The Killer wifi has been reliable for me, IMO atheros or intel is always a good choice for wifi on linux


Seconded. Build quality on the 9360 isn't great, trackpad and keyboard leave much to be desired for a high-end laptop. CPU seems to be throttled to deal with overheating, so performance just feels lacking.

Coil whine, stability and WiFi (terrible at first) have improved after some BIOS updates this year. Also my trackpad has stopped rattling, probably dirt got into the gap and plugged it.

Dell customer service experience was also poor when buying. Next laptop I'll be going back to Lenovo.


Lenovo's higher-end machines are still solid, but their midrange and low-end machines are really disappointing. Sucks that you've had this experience, but among the folks I work with, Dell's high-end machines have a rep for being really reliable in both Windows and Linux.

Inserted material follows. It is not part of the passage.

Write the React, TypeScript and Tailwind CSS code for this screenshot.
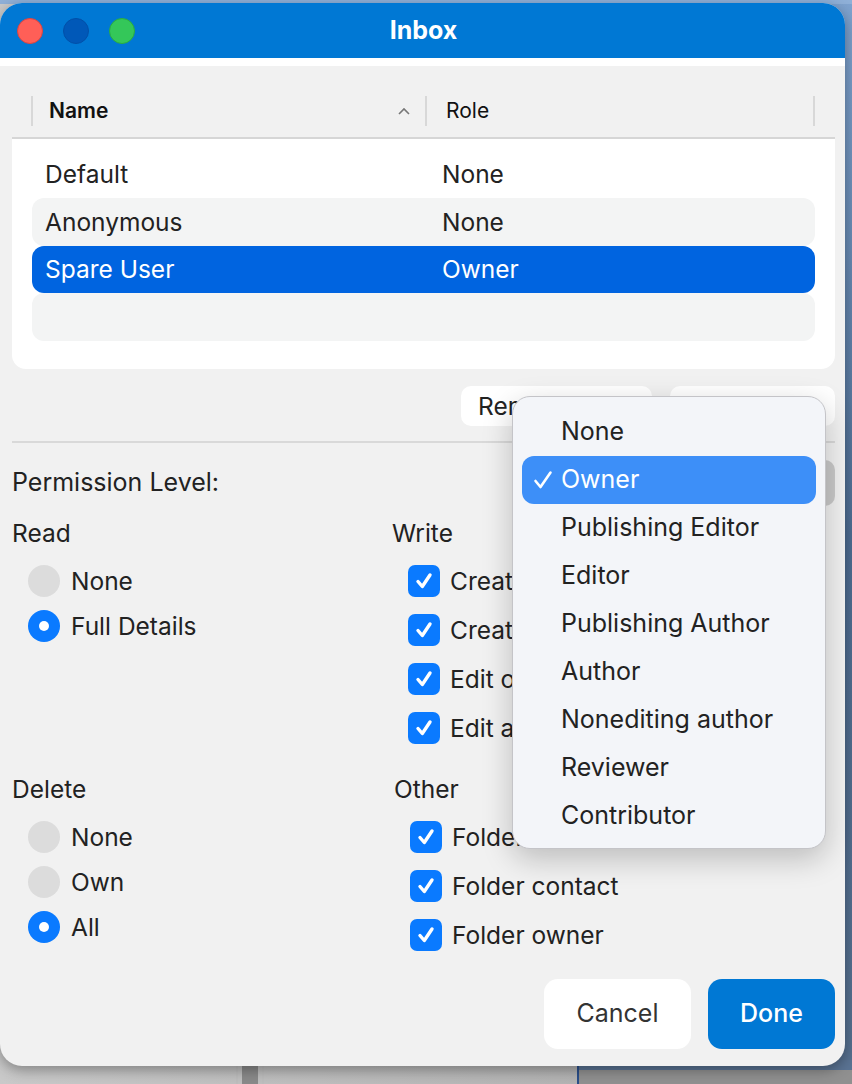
import React from "react";

const font = { fontFamily: 'Inter, "Noto Sans", "Liberation Sans", sans-serif' };

function Radio({ on, label }: { on?: boolean; label: string }) {
  return (
    <div className="flex h-[32px] items-center">
      <div className="ml-[16px] flex h-[32px] w-[32px] items-center justify-center">
        {on ? (
          <div className="flex h-[32px] w-[32px] items-center justify-center rounded-full bg-[#0a7aff]">
            <div className="h-[10px] w-[10px] rounded-full bg-white" />
          </div>
        ) : (
          <div className="h-[32px] w-[32px] rounded-full bg-[#dcdcdc]" />
        )}
      </div>
      <span className="ml-[11px] text-[24.5px] text-[#222]">{label}</span>
    </div>
  );
}

function Check({ label }: { label: string }) {
  return (
    <div className="flex h-[32px] items-center whitespace-nowrap">
      <div className="ml-[16px] flex h-[32px] w-[32px] items-center justify-center rounded-[7px] bg-[#0a7aff]">
        <svg width="22" height="22" viewBox="0 0 22 22" fill="none">
          <path d="M5 11.5 L9.3 16.5 L17 5" stroke="white" strokeWidth="3.4" strokeLinecap="round" strokeLinejoin="round" />
        </svg>
      </div>
      <span className="ml-[10px] text-[24.5px] text-[#222]">{label}</span>
    </div>
  );
}

const menuItems = [
  "None",
  "Owner",
  "Publishing Editor",
  "Editor",
  "Publishing Author",
  "Author",
  "Nonediting author",
  "Reviewer",
  "Contributor",
];

export default function App() {
  return (
    <div className="relative h-[1084px] w-[852px] overflow-hidden bg-gradient-to-r from-[#c9c9c9] to-[#a9a9a9]" style={font}>
      {/* backdrop bits */}
      <div className="absolute right-0 top-0 h-[1066px] w-[20px] bg-gradient-to-b from-[#7fa3cf] via-[#4f6f95] to-[#56708f]" />
      <div className="absolute left-[242px] top-[1060px] h-[24px] w-[16px] bg-[#8a8a8a]" />
      <div className="absolute left-[236px] top-[1060px] h-[24px] w-[2px] bg-[#bdbdbd]" />
      <div className="absolute left-[262px] top-[1060px] h-[24px] w-[2px] bg-[#bdbdbd]" />
      <div className="absolute left-[577px] top-[1060px] h-[24px] w-[2px] bg-[#2b4f8a]" />
      <div className="absolute left-[579px] top-[1060px] h-[10px] w-[273px] bg-[#5a7393]" />
      <div className="absolute left-[579px] top-[1070px] h-[14px] w-[273px] bg-[#909090]" />
      <div className="absolute left-0 top-0 h-[4px] w-[852px] bg-[#8fb0d8]" />

      {/* window */}
      <div className="relative mt-[3px] flex h-[1063px] w-[845px] flex-col overflow-hidden rounded-[22px] bg-[#f1f1f1] shadow-[0_4px_14px_rgba(0,0,0,0.35)]">
        {/* title bar */}
        <div className="relative flex h-[55px] shrink-0 items-center bg-[#0078d4]">
          <div className="ml-[17px] flex gap-[20px]">
            <div className="h-[26px] w-[26px] rounded-full border border-[#e0443e] bg-[#ff5f57]" />
            <div className="h-[26px] w-[26px] rounded-full border border-[#0050a8] bg-[#0058b8]" />
            <div className="h-[26px] w-[26px] rounded-full border border-[#2aac3f] bg-[#34c759]" />
          </div>
          <div className="absolute inset-0 flex items-center justify-center pl-[2px] text-[25px] font-bold text-white">Inbox</div>
        </div>
        <div className="h-[8px] shrink-0 bg-white" />

        {/* table */}
        <div className="ml-[12px] mr-[10px]">
          <div className="flex h-[73px] items-end border-b-2 border-[#d6d6d6] pb-[11px]">
            <div className="ml-[19px] flex h-[30px] w-[394px] items-center border-l-2 border-[#d8d8d8]">
              <span className="ml-[16px] text-[21px] font-semibold text-[#111]">Name</span>
              <svg className="ml-auto mr-[14px]" width="14" height="10" viewBox="0 0 14 10">
                <path d="M2 8 L7 3 L12 8" stroke="#777" strokeWidth="1.6" fill="none" />
              </svg>
            </div>
            <div className="flex h-[30px] w-[390px] items-center border-x-2 border-[#d8d8d8]">
              <span className="ml-[19px] text-[21px] text-[#111]">Role</span>
            </div>
          </div>
          <div className="rounded-b-[14px] bg-white px-[20px] pb-[28px] pt-[11px] text-[24.5px]">
            <div className="flex h-[48px] items-center text-[#222]">
              <span className="w-[410px] pl-[13px]">Default</span>
              <span>None</span>
            </div>
            <div className="flex h-[48px] items-center rounded-[12px] bg-[#f3f4f4] text-[#222]">
              <span className="w-[410px] pl-[13px]">Anonymous</span>
              <span>None</span>
            </div>
            <div className="flex h-[47px] items-center rounded-[12px] bg-[#0064e0] text-white">
              <span className="w-[410px] pl-[13px]">Spare User</span>
              <span>Owner</span>
            </div>
            <div className="h-[48px] rounded-[12px] bg-[#f3f4f4]" />
          </div>
        </div>

        {/* buttons */}
        <div className="mr-[10px] mt-[17px] flex h-[40px] justify-end gap-[18px]">
          <div className="flex w-[191px] items-center rounded-[10px] bg-white pl-[17px] text-[24.5px] text-[#222]">Remove User</div>
          <div className="flex w-[165px] items-center justify-center rounded-[10px] bg-white text-[24.5px] text-[#222]">Add User</div>
        </div>
        <div className="ml-[12px] mr-[10px] mt-[15px] h-[2px] bg-[#d9d9d9]" />

        {/* permission level */}
        <div className="mt-[17px] flex h-[46px] items-center pl-[12px]">
          <span className="text-[25px] text-[#222]">Permission Level:</span>
          <div className="ml-auto mr-[10px] h-[46px] w-[300px] rounded-[10px] bg-[#c9c9c9]" />
        </div>

        {/* read / write */}
        <div className="mt-[12px] flex">
          <div className="w-[392px] pl-[12px]">
            <div className="h-[30px] text-[24.5px] leading-[30px] text-[#222]">Read</div>
            <div className="mt-[17px] flex flex-col gap-[13px]">
              <Radio label="None" />
              <Radio on label="Full Details" />
            </div>
          </div>
          <div className="flex-1">
            <div className="h-[30px] text-[24.5px] leading-[30px] text-[#222]">Write</div>
            <div className="mt-[17px] flex flex-col gap-[17px]">
              <Check label="Create items" />
              <Check label="Create subfolders" />
              <Check label="Edit own" />
              <Check label="Edit all" />
            </div>
          </div>
        </div>

        {/* delete / other */}
        <div className="mt-[30px] flex">
          <div className="w-[394px] pl-[12px]">
            <div className="h-[30px] text-[24.5px] leading-[30px] text-[#222]">Delete</div>
            <div className="mt-[17px] flex flex-col gap-[13px]">
              <Radio label="None" />
              <Radio label="Own" />
              <Radio on label="All" />
            </div>
          </div>
          <div className="flex-1">
            <div className="h-[30px] text-[24.5px] leading-[30px] text-[#222]">Other</div>
            <div className="mt-[17px] flex flex-col gap-[17px]">
              <Check label="Folder visible" />
              <Check label="Folder contact" />
              <Check label="Folder owner" />
            </div>
          </div>
        </div>

        {/* footer buttons */}
        <div className="mr-[10px] mt-[28px] flex justify-end gap-[17px]">
          <div className="flex h-[70px] w-[147px] items-center justify-center rounded-[14px] bg-white text-[25px] text-[#333]">Cancel</div>
          <div className="flex h-[70px] w-[127px] items-center justify-center rounded-[14px] bg-[#0078d4] text-[25px] font-medium text-white">Done</div>
        </div>
      </div>

      {/* dropdown menu */}
      <div className="absolute left-[512px] top-[396px] w-[314px] rounded-[18px] border border-[#c4c4c8] bg-[#f3f5f9] pb-[8px] pt-[11px] shadow-[0_10px_30px_rgba(0,0,0,0.22)]">
        {menuItems.map((m, i) => (
          <div
            key={m}
            className={
              i === 1
                ? "mx-[9px] flex h-[48px] items-center rounded-[12px] bg-[#3d8ff8] text-[25px] text-white"
                : "mx-[9px] flex h-[48px] items-center text-[25px] text-[#222]"
            }
          >
            <span className="flex w-[39px] items-center pl-[11px]">
              {i === 1 ? (
                <svg width="20" height="20" viewBox="0 0 20 20" fill="none">
                  <path d="M2.5 11 L7.5 17 L17.5 2.5" stroke="white" strokeWidth="2.6" strokeLinecap="round" strokeLinejoin="round" />
                </svg>
              ) : null}
            </span>
            <span>{m}</span>
          </div>
        ))}
      </div>
    </div>
  );
}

My next machine's probably an Alienware 13, but the lighter XPS 13 is real tempting too.


Did you look into the Razer Blade series? https://www.razerzone.com/gaming-laptops


No. I find Razer as a company to appeal to the "x-treme gamer" set in ways I wouldn't want to support, but I also think their branding is childish and would not walk into a meeting with a client with that huge gross logo on it. It would look bad.

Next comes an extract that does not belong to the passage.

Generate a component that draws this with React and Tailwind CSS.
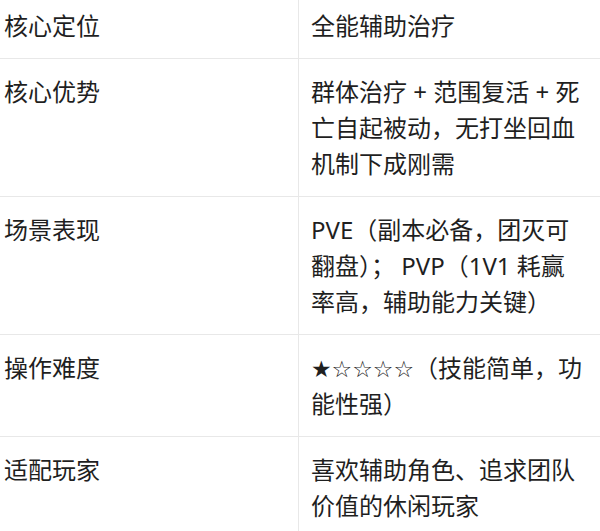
const ROWS = [
  { label: "核心定位", value: "全能辅助治疗" },
  { label: "核心优势", value: "群体治疗 + 范围复活 + 死亡自起被动，无打坐回血机制下成刚需" },
  { label: "场景表现", value: "PVE（副本必备，团灭可翻盘）； PVP（1V1 耗赢率高，辅助能力关键）" },
  {
    label: "操作难度",
    value: (
      <>
        <span className="font-['DejaVu_Sans',sans-serif] text-[23px] leading-none">★☆☆☆☆</span>
        （技能简单，功能性强）
      </>
    ),
  },
  { label: "适配玩家", value: "喜欢辅助角色、追求团队价值的休闲玩家" },
];

export default function App() {
  return (
    <div className="h-[531px] w-[600px] overflow-hidden bg-white font-['Noto_Sans','Noto_Sans_CJK_SC',sans-serif] text-[24px] leading-[36px] text-[#1f1f1f]">
      <div className="-mt-[7px]">
        {ROWS.map((row) => (
          <div
            key={row.label}
            className="grid grid-cols-[299px_1fr] border-b border-[#e8e8e8]"
          >
            <div className="border-r border-[#e8e8e8] pb-[14px] pl-[4px] pt-[15px]">
              {row.label}
            </div>
            <div className="pb-[14px] pl-[12px] pr-[15px] pt-[15px]">{row.value}</div>
          </div>
        ))}
      </div>
    </div>
  );
}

I'd rather get a laptop with no branding at all, but the Alienware logo is at least really small. (And the keyboard on the Alienware 13 is good, my brother has one.)


You could just put a sticker on it, company logo or something. There's only one place where the logo is visible anyway.


I'm an independent consultant: the "company" is me. And I think stickers look silly.


Razers are nice-looking machines but last time I checked the biggest processor you could get for the most portable one was dual core, and the next model up (the 14 inch model) had pretty bad battery life.

I'm still looking for the perfect replacement for a MacBook Pro. Hopefully when the 2018 XPS 15 comes out...


For me, that's basically the Alienware 13. With the discrete GPU off it seems to get 4-5 hours (at least, according to my brother, who owns one) and that's good enough for me, while also having 32GB of RAM and a 7700HQ.


The new thin/light one ("stealth") is quad core.


Which lenovo product would you recommend for a linux laptop?


Generally, Thinkpads are recommended. I think, Red Hat employees all have Thinkpads or something along those lines, which is why they get lots of patches to make things go smoothly. No official support from Lenovo, though.


Ubuntu on Thinkpad T series works well, e.g.

https://certification.ubuntu.com/hardware/201702-25371/

They are rugged and have a good keyboard. You can find a brand new at 70% of a Dell XPS price (at Lenovo's outlet / eBay / BHPhotovideo).


Woah I didn't know Canonical certifies Ubuntu on certain hardware. That's incredible, I love linux but I'm not a sysadmin and I've been burned before by hardware manufactures publishing windows-only driver binaries.


I use ThinkPad E450 (i7/16GB/SSD/FullHD). Started with Ubuntu 17.04 (unity), updated to 17.10 (gnome), didn't have any problems.


On most laptops you can swap the killer WiFi card for an Intel one using a screwdriver and 15 minutes. Drivers also "just work" on all three relevant desktop OS for the Intel chipset.


Your other advice on this page was to cover the logo on the lid with a sticker... [Here's my advice: pick a different laptop - there's quite a few good ones to choose from.]


If that's your only problem with the laptop, I don't understand why a (probably technically capable, on HN) person wouldn't just switch the WiFi card out.